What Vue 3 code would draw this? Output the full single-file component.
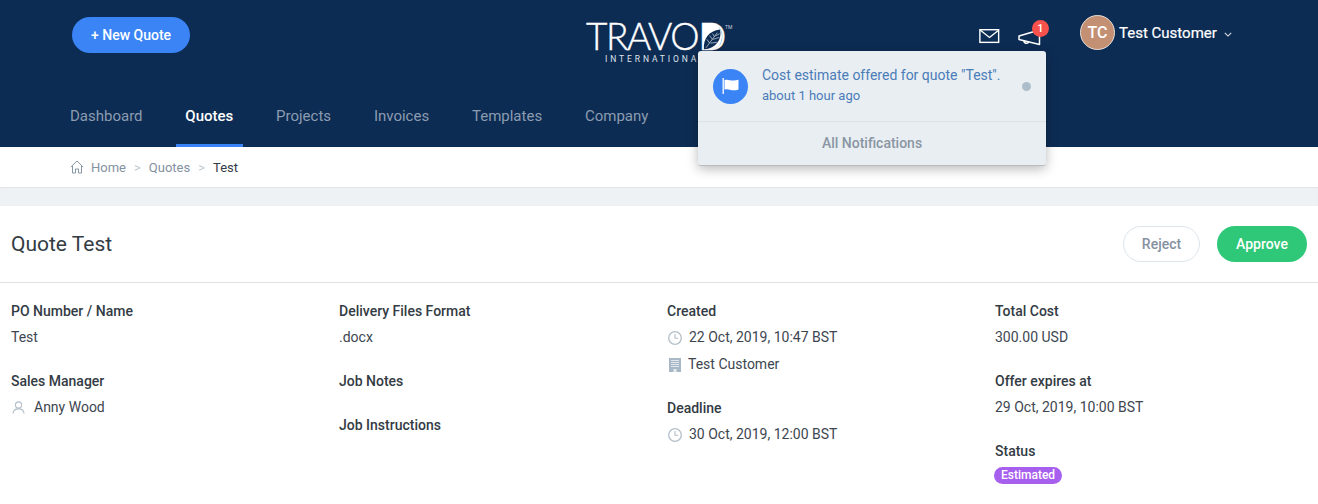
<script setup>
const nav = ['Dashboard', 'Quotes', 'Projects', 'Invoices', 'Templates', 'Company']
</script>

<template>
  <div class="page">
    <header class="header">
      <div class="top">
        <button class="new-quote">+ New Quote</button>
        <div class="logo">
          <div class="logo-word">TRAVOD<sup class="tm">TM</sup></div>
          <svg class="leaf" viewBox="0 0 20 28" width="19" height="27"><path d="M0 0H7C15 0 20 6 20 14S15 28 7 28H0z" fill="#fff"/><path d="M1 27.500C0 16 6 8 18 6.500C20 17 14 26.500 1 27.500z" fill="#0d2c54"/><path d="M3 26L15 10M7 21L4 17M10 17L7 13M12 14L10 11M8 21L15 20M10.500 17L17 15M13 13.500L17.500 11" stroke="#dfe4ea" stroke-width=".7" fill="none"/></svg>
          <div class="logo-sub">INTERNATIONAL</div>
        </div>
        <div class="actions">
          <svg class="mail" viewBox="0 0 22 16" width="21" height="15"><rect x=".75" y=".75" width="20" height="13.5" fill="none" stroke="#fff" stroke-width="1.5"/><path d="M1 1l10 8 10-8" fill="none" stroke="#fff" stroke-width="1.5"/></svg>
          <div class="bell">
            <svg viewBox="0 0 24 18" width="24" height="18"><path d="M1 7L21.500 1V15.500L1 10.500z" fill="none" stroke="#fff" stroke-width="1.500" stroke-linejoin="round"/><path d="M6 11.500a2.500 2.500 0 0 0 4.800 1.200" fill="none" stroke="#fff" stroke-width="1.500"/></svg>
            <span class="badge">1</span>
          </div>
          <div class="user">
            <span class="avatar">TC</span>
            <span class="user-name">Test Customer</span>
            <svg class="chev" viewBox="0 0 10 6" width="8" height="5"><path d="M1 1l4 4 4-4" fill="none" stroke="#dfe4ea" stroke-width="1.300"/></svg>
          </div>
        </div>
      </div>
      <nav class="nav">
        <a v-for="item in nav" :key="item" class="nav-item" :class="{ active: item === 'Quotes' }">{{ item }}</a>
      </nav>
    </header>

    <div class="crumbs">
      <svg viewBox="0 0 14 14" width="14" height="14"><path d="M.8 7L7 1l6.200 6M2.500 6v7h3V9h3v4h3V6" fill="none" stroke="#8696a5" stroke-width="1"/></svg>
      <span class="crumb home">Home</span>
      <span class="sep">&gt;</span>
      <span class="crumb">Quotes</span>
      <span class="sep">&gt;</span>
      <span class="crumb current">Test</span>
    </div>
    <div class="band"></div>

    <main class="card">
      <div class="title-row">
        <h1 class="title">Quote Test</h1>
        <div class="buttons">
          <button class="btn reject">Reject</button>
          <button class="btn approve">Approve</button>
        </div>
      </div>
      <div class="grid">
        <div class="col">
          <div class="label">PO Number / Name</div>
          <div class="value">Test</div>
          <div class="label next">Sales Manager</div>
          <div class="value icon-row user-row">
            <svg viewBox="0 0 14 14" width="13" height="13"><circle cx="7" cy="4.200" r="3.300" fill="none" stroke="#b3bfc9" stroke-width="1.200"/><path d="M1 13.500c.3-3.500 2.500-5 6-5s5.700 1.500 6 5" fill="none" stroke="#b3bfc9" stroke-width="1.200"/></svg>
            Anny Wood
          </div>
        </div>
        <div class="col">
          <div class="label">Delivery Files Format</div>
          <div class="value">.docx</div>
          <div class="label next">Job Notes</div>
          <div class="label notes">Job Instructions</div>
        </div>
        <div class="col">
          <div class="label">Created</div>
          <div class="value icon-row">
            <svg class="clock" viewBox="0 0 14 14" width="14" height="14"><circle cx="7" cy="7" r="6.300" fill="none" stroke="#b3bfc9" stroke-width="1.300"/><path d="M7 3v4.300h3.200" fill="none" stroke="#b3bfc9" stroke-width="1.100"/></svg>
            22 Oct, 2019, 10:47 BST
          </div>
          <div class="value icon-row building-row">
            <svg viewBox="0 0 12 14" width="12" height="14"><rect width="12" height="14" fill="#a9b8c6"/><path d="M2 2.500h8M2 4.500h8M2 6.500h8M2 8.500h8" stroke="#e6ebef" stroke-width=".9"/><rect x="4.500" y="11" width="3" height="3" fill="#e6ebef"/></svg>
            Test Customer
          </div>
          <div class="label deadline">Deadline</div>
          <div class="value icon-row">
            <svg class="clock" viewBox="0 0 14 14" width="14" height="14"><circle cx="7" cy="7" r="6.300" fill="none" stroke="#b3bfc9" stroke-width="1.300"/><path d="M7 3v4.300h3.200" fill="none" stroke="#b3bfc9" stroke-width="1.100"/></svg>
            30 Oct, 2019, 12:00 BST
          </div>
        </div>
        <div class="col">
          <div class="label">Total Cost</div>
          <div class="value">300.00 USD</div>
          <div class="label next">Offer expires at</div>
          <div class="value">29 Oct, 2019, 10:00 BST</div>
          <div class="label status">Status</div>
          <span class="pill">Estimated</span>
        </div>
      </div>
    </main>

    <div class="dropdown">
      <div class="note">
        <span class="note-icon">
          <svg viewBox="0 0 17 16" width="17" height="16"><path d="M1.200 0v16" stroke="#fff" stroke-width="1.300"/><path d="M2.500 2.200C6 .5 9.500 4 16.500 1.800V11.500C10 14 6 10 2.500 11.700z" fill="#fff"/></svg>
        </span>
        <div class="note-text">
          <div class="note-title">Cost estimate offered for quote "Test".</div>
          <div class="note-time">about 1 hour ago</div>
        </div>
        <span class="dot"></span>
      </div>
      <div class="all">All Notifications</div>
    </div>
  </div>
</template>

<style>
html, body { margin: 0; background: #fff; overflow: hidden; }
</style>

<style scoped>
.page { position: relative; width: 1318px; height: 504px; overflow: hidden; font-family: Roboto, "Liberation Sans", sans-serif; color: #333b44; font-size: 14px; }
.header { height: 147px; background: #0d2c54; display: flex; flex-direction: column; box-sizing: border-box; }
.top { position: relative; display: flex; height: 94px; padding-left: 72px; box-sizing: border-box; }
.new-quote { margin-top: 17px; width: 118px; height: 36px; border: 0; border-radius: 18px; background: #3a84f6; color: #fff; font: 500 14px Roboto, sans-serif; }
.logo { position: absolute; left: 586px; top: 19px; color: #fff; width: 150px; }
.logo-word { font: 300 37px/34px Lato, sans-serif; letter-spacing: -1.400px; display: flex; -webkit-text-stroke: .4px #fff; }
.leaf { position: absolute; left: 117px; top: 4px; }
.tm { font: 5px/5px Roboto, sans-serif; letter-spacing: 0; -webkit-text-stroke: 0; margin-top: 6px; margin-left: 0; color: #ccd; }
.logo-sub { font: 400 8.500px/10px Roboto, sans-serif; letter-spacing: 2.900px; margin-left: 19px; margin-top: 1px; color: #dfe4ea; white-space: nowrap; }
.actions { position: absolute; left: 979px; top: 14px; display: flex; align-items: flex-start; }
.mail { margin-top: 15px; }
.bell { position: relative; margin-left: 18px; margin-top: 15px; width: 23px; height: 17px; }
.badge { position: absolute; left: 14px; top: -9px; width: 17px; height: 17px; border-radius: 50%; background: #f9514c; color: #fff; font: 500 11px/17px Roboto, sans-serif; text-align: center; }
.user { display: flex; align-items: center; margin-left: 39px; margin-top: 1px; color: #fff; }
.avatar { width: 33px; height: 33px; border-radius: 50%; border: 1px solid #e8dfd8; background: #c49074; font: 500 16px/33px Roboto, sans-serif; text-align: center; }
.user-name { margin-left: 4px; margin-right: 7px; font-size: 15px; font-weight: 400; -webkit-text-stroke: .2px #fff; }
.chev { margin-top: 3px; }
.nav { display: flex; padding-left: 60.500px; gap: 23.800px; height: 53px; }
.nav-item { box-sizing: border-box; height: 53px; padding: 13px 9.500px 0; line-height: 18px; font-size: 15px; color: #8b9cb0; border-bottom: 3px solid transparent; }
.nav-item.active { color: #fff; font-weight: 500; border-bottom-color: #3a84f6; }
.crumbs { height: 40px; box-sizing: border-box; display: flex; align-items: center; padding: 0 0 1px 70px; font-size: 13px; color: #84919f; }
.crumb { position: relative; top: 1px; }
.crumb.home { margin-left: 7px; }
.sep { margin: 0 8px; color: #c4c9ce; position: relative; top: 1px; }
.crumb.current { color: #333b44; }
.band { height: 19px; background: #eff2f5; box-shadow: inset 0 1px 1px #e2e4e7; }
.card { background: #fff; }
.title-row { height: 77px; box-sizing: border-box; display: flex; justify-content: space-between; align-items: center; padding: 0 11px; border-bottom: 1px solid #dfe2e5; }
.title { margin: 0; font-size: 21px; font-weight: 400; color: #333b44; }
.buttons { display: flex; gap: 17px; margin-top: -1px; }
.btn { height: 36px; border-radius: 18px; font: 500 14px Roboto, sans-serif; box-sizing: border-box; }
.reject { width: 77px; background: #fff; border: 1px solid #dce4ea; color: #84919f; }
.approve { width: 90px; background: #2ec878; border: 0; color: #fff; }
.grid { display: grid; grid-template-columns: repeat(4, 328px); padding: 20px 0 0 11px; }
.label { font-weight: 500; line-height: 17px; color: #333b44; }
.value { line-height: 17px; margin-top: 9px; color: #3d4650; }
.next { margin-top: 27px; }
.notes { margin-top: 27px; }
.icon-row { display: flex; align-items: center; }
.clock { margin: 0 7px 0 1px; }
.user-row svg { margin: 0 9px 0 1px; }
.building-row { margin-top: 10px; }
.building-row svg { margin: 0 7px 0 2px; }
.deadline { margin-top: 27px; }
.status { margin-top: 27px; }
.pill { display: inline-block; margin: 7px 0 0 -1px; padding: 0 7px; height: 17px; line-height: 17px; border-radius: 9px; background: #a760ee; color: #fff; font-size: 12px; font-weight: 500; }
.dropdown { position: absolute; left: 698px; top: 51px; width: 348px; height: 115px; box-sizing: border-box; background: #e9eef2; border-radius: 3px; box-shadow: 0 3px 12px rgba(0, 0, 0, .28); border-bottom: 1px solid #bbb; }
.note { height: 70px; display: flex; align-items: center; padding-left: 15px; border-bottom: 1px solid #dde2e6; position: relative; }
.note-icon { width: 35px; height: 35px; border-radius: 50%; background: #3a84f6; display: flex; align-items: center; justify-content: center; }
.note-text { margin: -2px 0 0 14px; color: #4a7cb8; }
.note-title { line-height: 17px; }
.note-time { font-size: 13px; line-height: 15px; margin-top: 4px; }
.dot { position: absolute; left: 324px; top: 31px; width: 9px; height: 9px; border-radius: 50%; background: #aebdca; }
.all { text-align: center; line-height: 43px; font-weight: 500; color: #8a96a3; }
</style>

——————

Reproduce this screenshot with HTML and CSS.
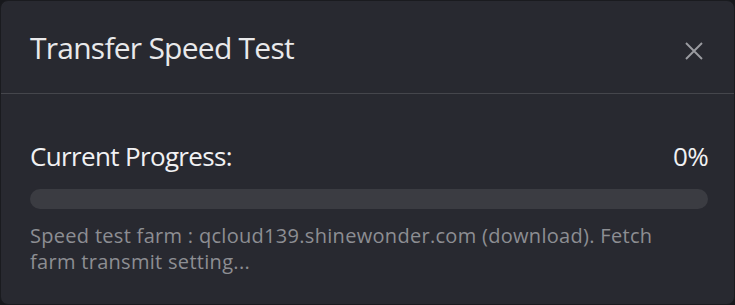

——————

§ Short exercise
Copy out every line of the material above that mentions the word "this".

§ Written reply
What Vue 3 code would draw this? Output the full single-file component.
Reproduce this screenshot with HTML and CSS.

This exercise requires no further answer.